Records with interface code>
* Start *

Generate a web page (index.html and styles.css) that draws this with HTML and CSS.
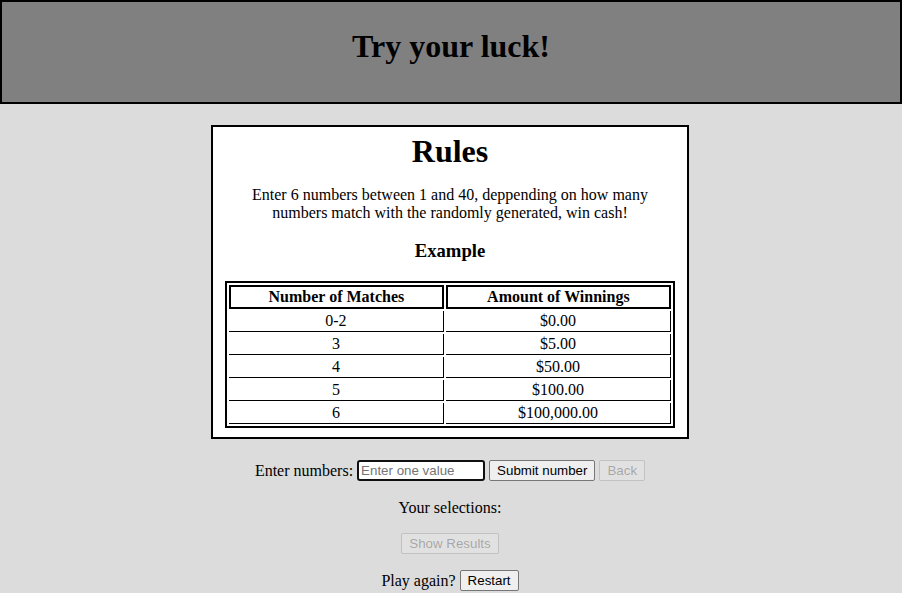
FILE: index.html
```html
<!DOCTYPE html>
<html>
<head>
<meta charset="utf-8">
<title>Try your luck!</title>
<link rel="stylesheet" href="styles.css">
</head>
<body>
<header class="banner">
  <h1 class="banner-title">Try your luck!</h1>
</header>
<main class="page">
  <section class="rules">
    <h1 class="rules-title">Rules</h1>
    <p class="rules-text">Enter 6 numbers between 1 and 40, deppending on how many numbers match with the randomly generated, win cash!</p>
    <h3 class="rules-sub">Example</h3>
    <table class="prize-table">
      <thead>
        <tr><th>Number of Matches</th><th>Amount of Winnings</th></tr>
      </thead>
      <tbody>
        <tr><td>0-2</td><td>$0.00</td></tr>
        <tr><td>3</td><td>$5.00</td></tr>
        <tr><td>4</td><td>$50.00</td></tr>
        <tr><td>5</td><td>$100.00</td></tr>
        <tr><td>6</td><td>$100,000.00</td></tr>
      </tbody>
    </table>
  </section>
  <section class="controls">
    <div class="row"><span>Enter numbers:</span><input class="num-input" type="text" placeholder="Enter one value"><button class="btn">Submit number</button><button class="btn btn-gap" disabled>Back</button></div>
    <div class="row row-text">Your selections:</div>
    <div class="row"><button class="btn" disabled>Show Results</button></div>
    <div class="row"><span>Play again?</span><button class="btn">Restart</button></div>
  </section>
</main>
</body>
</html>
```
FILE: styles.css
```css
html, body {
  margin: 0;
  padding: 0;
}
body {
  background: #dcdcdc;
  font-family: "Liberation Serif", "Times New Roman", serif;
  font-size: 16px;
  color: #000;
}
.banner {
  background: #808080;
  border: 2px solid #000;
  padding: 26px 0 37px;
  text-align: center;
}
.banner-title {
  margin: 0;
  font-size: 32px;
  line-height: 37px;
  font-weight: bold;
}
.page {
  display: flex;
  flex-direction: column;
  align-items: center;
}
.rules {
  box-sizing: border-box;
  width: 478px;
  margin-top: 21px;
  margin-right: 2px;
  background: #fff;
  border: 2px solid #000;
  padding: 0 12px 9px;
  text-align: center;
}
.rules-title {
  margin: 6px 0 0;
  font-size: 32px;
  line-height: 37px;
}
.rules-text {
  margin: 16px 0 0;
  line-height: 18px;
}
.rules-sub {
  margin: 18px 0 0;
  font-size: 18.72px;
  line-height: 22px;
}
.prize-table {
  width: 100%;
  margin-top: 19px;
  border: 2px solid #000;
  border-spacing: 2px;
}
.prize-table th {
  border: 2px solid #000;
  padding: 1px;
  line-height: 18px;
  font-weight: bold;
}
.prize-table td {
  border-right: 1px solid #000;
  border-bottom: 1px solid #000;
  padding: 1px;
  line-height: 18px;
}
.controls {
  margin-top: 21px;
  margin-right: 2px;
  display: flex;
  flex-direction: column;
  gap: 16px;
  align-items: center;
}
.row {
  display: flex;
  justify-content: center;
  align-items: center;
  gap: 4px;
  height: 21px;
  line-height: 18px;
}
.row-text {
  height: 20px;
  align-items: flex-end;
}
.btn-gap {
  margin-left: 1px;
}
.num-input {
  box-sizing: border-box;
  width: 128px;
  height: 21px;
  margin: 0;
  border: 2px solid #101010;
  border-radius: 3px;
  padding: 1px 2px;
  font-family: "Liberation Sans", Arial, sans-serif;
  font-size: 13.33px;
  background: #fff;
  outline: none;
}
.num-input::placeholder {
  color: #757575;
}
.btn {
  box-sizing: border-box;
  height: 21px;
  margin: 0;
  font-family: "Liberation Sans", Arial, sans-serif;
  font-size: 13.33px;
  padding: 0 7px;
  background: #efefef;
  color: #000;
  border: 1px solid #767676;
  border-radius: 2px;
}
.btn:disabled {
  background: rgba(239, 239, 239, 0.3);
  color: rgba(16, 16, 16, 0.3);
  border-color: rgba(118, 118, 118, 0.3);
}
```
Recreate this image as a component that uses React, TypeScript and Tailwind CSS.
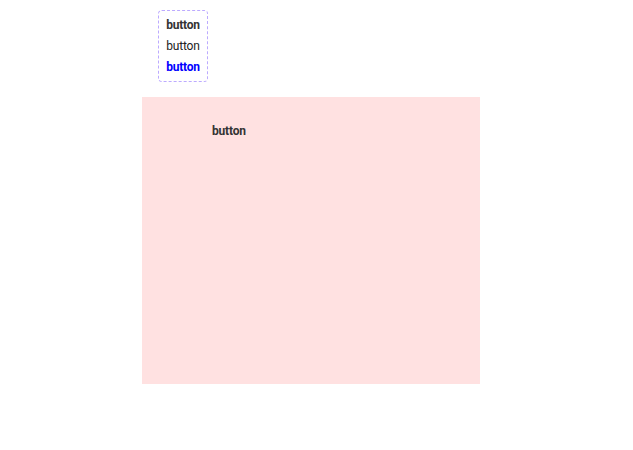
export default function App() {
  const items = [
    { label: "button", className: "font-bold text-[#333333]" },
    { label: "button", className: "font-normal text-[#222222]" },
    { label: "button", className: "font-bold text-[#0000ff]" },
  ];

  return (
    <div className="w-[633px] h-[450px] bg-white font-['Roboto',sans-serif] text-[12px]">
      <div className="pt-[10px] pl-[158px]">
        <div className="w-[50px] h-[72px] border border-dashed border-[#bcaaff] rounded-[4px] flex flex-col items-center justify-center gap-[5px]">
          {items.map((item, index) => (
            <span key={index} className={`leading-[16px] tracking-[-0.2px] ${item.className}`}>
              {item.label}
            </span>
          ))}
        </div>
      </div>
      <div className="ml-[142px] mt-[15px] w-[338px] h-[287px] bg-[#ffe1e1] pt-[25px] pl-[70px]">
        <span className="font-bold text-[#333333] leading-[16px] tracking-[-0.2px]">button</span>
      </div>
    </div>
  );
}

* End *

TASK TO CARRY OUT> Quote everything in the listing above exactly; pictures are the only thing to omit.

TASK RESPONSE>
Generate a web page (index.html and styles.css) that draws this with HTML and CSS.
FILE: index.html
```html
<!DOCTYPE html>
<html>
<head>
<meta charset="utf-8">
<title>Try your luck!</title>
<link rel="stylesheet" href="styles.css">
</head>
<body>
<header class="banner">
  <h1 class="banner-title">Try your luck!</h1>
</header>
<main class="page">
  <section class="rules">
    <h1 class="rules-title">Rules</h1>
    <p class="rules-text">Enter 6 numbers between 1 and 40, deppending on how many numbers match with the randomly generated, win cash!</p>
    <h3 class="rules-sub">Example</h3>
    <table class="prize-table">
      <thead>
        <tr><th>Number of Matches</th><th>Amount of Winnings</th></tr>
      </thead>
      <tbody>
        <tr><td>0-2</td><td>$0.00</td></tr>
        <tr><td>3</td><td>$5.00</td></tr>
        <tr><td>4</td><td>$50.00</td></tr>
        <tr><td>5</td><td>$100.00</td></tr>
        <tr><td>6</td><td>$100,000.00</td></tr>
      </tbody>
    </table>
  </section>
  <section class="controls">
    <div class="row"><span>Enter numbers:</span><input class="num-input" type="text" placeholder="Enter one value"><button class="btn">Submit number</button><button class="btn btn-gap" disabled>Back</button></div>
    <div class="row row-text">Your selections:</div>
    <div class="row"><button class="btn" disabled>Show Results</button></div>
    <div class="row"><span>Play again?</span><button class="btn">Restart</button></div>
  </section>
</main>
</body>
</html>
```
FILE: styles.css
```css
html, body {
  margin: 0;
  padding: 0;
}
body {
  background: #dcdcdc;
  font-family: "Liberation Serif", "Times New Roman", serif;
  font-size: 16px;
  color: #000;
}
.banner {
  background: #808080;
  border: 2px solid #000;
  padding: 26px 0 37px;
  text-align: center;
}
.banner-title {
  margin: 0;
  font-size: 32px;
  line-height: 37px;
  font-weight: bold;
}
.page {
  display: flex;
  flex-direction: column;
  align-items: center;
}
.rules {
  box-sizing: border-box;
  width: 478px;
  margin-top: 21px;
  margin-right: 2px;
  background: #fff;
  border: 2px solid #000;
  padding: 0 12px 9px;
  text-align: center;
}
.rules-title {
  margin: 6px 0 0;
  font-size: 32px;
  line-height: 37px;
}
.rules-text {
  margin: 16px 0 0;
  line-height: 18px;
}
.rules-sub {
  margin: 18px 0 0;
  font-size: 18.72px;
  line-height: 22px;
}
.prize-table {
  width: 100%;
  margin-top: 19px;
  border: 2px solid #000;
  border-spacing: 2px;
}
.prize-table th {
  border: 2px solid #000;
  padding: 1px;
  line-height: 18px;
  font-weight: bold;
}
.prize-table td {
  border-right: 1px solid #000;
  border-bottom: 1px solid #000;
  padding: 1px;
  line-height: 18px;
}
.controls {
  margin-top: 21px;
  margin-right: 2px;
  display: flex;
  flex-direction: column;
  gap: 16px;
  align-items: center;
}
.row {
  display: flex;
  justify-content: center;
  align-items: center;
  gap: 4px;
  height: 21px;
  line-height: 18px;
}
.row-text {
  height: 20px;
  align-items: flex-end;
}
.btn-gap {
  margin-left: 1px;
}
.num-input {
  box-sizing: border-box;
  width: 128px;
  height: 21px;
  margin: 0;
  border: 2px solid #101010;
  border-radius: 3px;
  padding: 1px 2px;
  font-family: "Liberation Sans", Arial, sans-serif;
  font-size: 13.33px;
  background: #fff;
  outline: none;
}
.num-input::placeholder {
  color: #757575;
}
.btn {
  box-sizing: border-box;
  height: 21px;
  margin: 0;
  font-family: "Liberation Sans", Arial, sans-serif;
  font-size: 13.33px;
  padding: 0 7px;
  background: #efefef;
  color: #000;
  border: 1px solid #767676;
  border-radius: 2px;
}
.btn:disabled {
  background: rgba(239, 239, 239, 0.3);
  color: rgba(16, 16, 16, 0.3);
  border-color: rgba(118, 118, 118, 0.3);
}
```
Recreate this image as a component that uses React, TypeScript and Tailwind CSS.
export default function App() {
  const items = [
    { label: "button", className: "font-bold text-[#333333]" },
    { label: "button", className: "font-normal text-[#222222]" },
    { label: "button", className: "font-bold text-[#0000ff]" },
  ];

  return (
    <div className="w-[633px] h-[450px] bg-white font-['Roboto',sans-serif] text-[12px]">
      <div className="pt-[10px] pl-[158px]">
        <div className="w-[50px] h-[72px] border border-dashed border-[#bcaaff] rounded-[4px] flex flex-col items-center justify-center gap-[5px]">
          {items.map((item, index) => (
            <span key={index} className={`leading-[16px] tracking-[-0.2px] ${item.className}`}>
              {item.label}
            </span>
          ))}
        </div>
      </div>
      <div className="ml-[142px] mt-[15px] w-[338px] h-[287px] bg-[#ffe1e1] pt-[25px] pl-[70px]">
        <span className="font-bold text-[#333333] leading-[16px] tracking-[-0.2px]">button</span>
      </div>
    </div>
  );
}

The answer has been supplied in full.